**Stated task:**
Reproduce all of the data below without alteration; exclude every picture.

**Dataset content:**
'''
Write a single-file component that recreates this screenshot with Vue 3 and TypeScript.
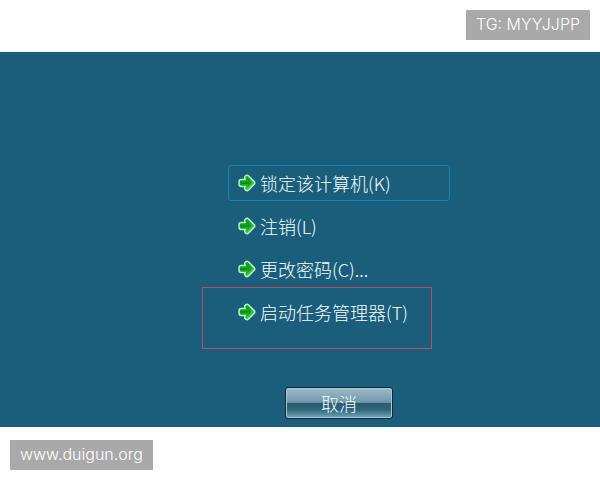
<script setup lang="ts">
import { ref } from 'vue'

interface Action {
  key: string
  label: string
  marked?: boolean
}

const actions: Action[] = [
  { key: 'K', label: '锁定该计算机(K)' },
  { key: 'L', label: '注销(L)' },
  { key: 'C', label: '更改密码(C)...' },
  { key: 'T', label: '启动任务管理器(T)', marked: true },
]

const selected = ref('K')
</script>

<template>
  <div class="page">
    <header class="top">
      <span class="tag">TG: MYYJJPP</span>
    </header>

    <main class="screen">
      <ul class="menu">
        <li v-for="action in actions" :key="action.key" class="entry" :class="{ marked: action.marked }">
          <button
            type="button"
            class="action"
            :class="{ selected: selected === action.key }"
            @click="selected = action.key"
          >
            <svg class="arrow" viewBox="0 0 18 18" aria-hidden="true">
              <defs>
                <linearGradient :id="'green' + action.key" x1="0" y1="0" x2="1" y2="1">
                  <stop offset="0" stop-color="#0d9426" />
                  <stop offset="0.5" stop-color="#18a822" />
                  <stop offset="1" stop-color="#6cf046" />
                </linearGradient>
              </defs>
              <path
                d="M7.6 1.8Q9.2 .6 10.6 2L16.2 7.6Q17.4 8.9 16.2 10.2L10.6 16Q9.2 17.3 7.6 16.1Q6.2 14.8 6.9 13.2L7.3 12.4H3.2Q1.1 12.4 1.1 10.5V7.5Q1.1 5.6 3.2 5.6H7.3L6.8 4.7Q6.2 3 7.6 1.8Z"
                :fill="`url(#green${action.key})`"
                stroke="#b4f2cc"
                stroke-width="1.5"
                stroke-linejoin="round"
              />
              <path d="M2.8 8H11L8.6 4L13.4 8.9L8.6 13.4L10.4 10H2.8Z" fill="#077a1c" opacity=".5" />
            </svg>
            <span class="label">{{ action.label }}</span>
          </button>
        </li>
      </ul>
      <button type="button" class="cancel"><span class="label">取消</span></button>
    </main>

    <footer class="bottom">
      <span class="tag">www.duigun.org</span>
    </footer>
  </div>
</template>

<style>
body {
  margin: 0;
  background: #fff;
}
</style>

<style scoped>
.page {
  min-height: 100vh;
  display: flex;
  flex-direction: column;
  font-family: 'Noto Sans CJK SC', sans-serif;
}

.top {
  display: flex;
  justify-content: flex-end;
  padding: 10px 10px 12px;
}

.bottom {
  display: flex;
  padding: 13px 10px 10px;
}

.tag {
  padding: 0 10px 2px;
  background: #a9a9a9;
  color: #fff;
  font-family: Inter, sans-serif;
  font-size: 16px;
  font-weight: 300;
  line-height: 28px;
}

.screen {
  flex: 1;
  display: flex;
  flex-direction: column;
  align-items: center;
  justify-content: flex-end;
  gap: 57px;
  padding: 0 0 8px 13%;
  background: #1a5e7b;
}

.menu {
  display: flex;
  flex-direction: column;
  gap: 7px;
  min-width: 222px;
  margin: 0;
  padding: 0;
  list-style: none;
}

.entry {
  position: relative;
  display: flex;
}

.marked::after {
  content: '';
  position: absolute;
  inset: -7px 18px -19px -26px;
  border: 1px solid #b8505c;
  pointer-events: none;
}

.action {
  flex: 1;
  display: flex;
  align-items: center;
  gap: 4px;
  height: 36px;
  padding: 0 9px;
  border: 1px solid transparent;
  border-radius: 3px;
  background: transparent;
  color: #f4feff;
  font-family: inherit;
  font-size: 18px;
  font-weight: 300;
  line-height: 24px;
  text-align: left;
  white-space: nowrap;
}

.label {
  display: block;
  padding-bottom: 1px;
}

.selected {
  border-color: #1585b0;
}

.arrow {
  flex: none;
  width: 18px;
  height: 18px;
}

.cancel {
  min-width: 108px;
  height: 32px;
  padding: 0;
  border: 1px solid #10293a;
  border-radius: 3px;
  background: linear-gradient(#9fbcc9 0%, #6f98a9 48%, #2b5b70 50%, #306579 72%, #74a9ba 100%);
  box-shadow: inset 0 0 0 1px #a9c9d5;
  color: #f4feff;
  font-family: inherit;
  font-size: 18px;
  font-weight: 300;
  line-height: 24px;
}
</style>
'''
**Correct output:**
Write a single-file component that recreates this screenshot with Vue 3 and TypeScript.
<script setup lang="ts">
import { ref } from 'vue'

interface Action {
  key: string
  label: string
  marked?: boolean
}

const actions: Action[] = [
  { key: 'K', label: '锁定该计算机(K)' },
  { key: 'L', label: '注销(L)' },
  { key: 'C', label: '更改密码(C)...' },
  { key: 'T', label: '启动任务管理器(T)', marked: true },
]

const selected = ref('K')
</script>

<template>
  <div class="page">
    <header class="top">
      <span class="tag">TG: MYYJJPP</span>
    </header>

    <main class="screen">
      <ul class="menu">
        <li v-for="action in actions" :key="action.key" class="entry" :class="{ marked: action.marked }">
          <button
            type="button"
            class="action"
            :class="{ selected: selected === action.key }"
            @click="selected = action.key"
          >
            <svg class="arrow" viewBox="0 0 18 18" aria-hidden="true">
              <defs>
                <linearGradient :id="'green' + action.key" x1="0" y1="0" x2="1" y2="1">
                  <stop offset="0" stop-color="#0d9426" />
                  <stop offset="0.5" stop-color="#18a822" />
                  <stop offset="1" stop-color="#6cf046" />
                </linearGradient>
              </defs>
              <path
                d="M7.6 1.8Q9.2 .6 10.6 2L16.2 7.6Q17.4 8.9 16.2 10.2L10.6 16Q9.2 17.3 7.6 16.1Q6.2 14.8 6.9 13.2L7.3 12.4H3.2Q1.1 12.4 1.1 10.5V7.5Q1.1 5.6 3.2 5.6H7.3L6.8 4.7Q6.2 3 7.6 1.8Z"
                :fill="`url(#green${action.key})`"
                stroke="#b4f2cc"
                stroke-width="1.5"
                stroke-linejoin="round"
              />
              <path d="M2.8 8H11L8.6 4L13.4 8.9L8.6 13.4L10.4 10H2.8Z" fill="#077a1c" opacity=".5" />
            </svg>
            <span class="label">{{ action.label }}</span>
          </button>
        </li>
      </ul>
      <button type="button" class="cancel"><span class="label">取消</span></button>
    </main>

    <footer class="bottom">
      <span class="tag">www.duigun.org</span>
    </footer>
  </div>
</template>

<style>
body {
  margin: 0;
  background: #fff;
}
</style>

<style scoped>
.page {
  min-height: 100vh;
  display: flex;
  flex-direction: column;
  font-family: 'Noto Sans CJK SC', sans-serif;
}

.top {
  display: flex;
  justify-content: flex-end;
  padding: 10px 10px 12px;
}

.bottom {
  display: flex;
  padding: 13px 10px 10px;
}

.tag {
  padding: 0 10px 2px;
  background: #a9a9a9;
  color: #fff;
  font-family: Inter, sans-serif;
  font-size: 16px;
  font-weight: 300;
  line-height: 28px;
}

.screen {
  flex: 1;
  display: flex;
  flex-direction: column;
  align-items: center;
  justify-content: flex-end;
  gap: 57px;
  padding: 0 0 8px 13%;
  background: #1a5e7b;
}

.menu {
  display: flex;
  flex-direction: column;
  gap: 7px;
  min-width: 222px;
  margin: 0;
  padding: 0;
  list-style: none;
}

.entry {
  position: relative;
  display: flex;
}

.marked::after {
  content: '';
  position: absolute;
  inset: -7px 18px -19px -26px;
  border: 1px solid #b8505c;
  pointer-events: none;
}

.action {
  flex: 1;
  display: flex;
  align-items: center;
  gap: 4px;
  height: 36px;
  padding: 0 9px;
  border: 1px solid transparent;
  border-radius: 3px;
  background: transparent;
  color: #f4feff;
  font-family: inherit;
  font-size: 18px;
  font-weight: 300;
  line-height: 24px;
  text-align: left;
  white-space: nowrap;
}

.label {
  display: block;
  padding-bottom: 1px;
}

.selected {
  border-color: #1585b0;
}

.arrow {
  flex: none;
  width: 18px;
  height: 18px;
}

.cancel {
  min-width: 108px;
  height: 32px;
  padding: 0;
  border: 1px solid #10293a;
  border-radius: 3px;
  background: linear-gradient(#9fbcc9 0%, #6f98a9 48%, #2b5b70 50%, #306579 72%, #74a9ba 100%);
  box-shadow: inset 0 0 0 1px #a9c9d5;
  color: #f4feff;
  font-family: inherit;
  font-size: 18px;
  font-weight: 300;
  line-height: 24px;
}
</style>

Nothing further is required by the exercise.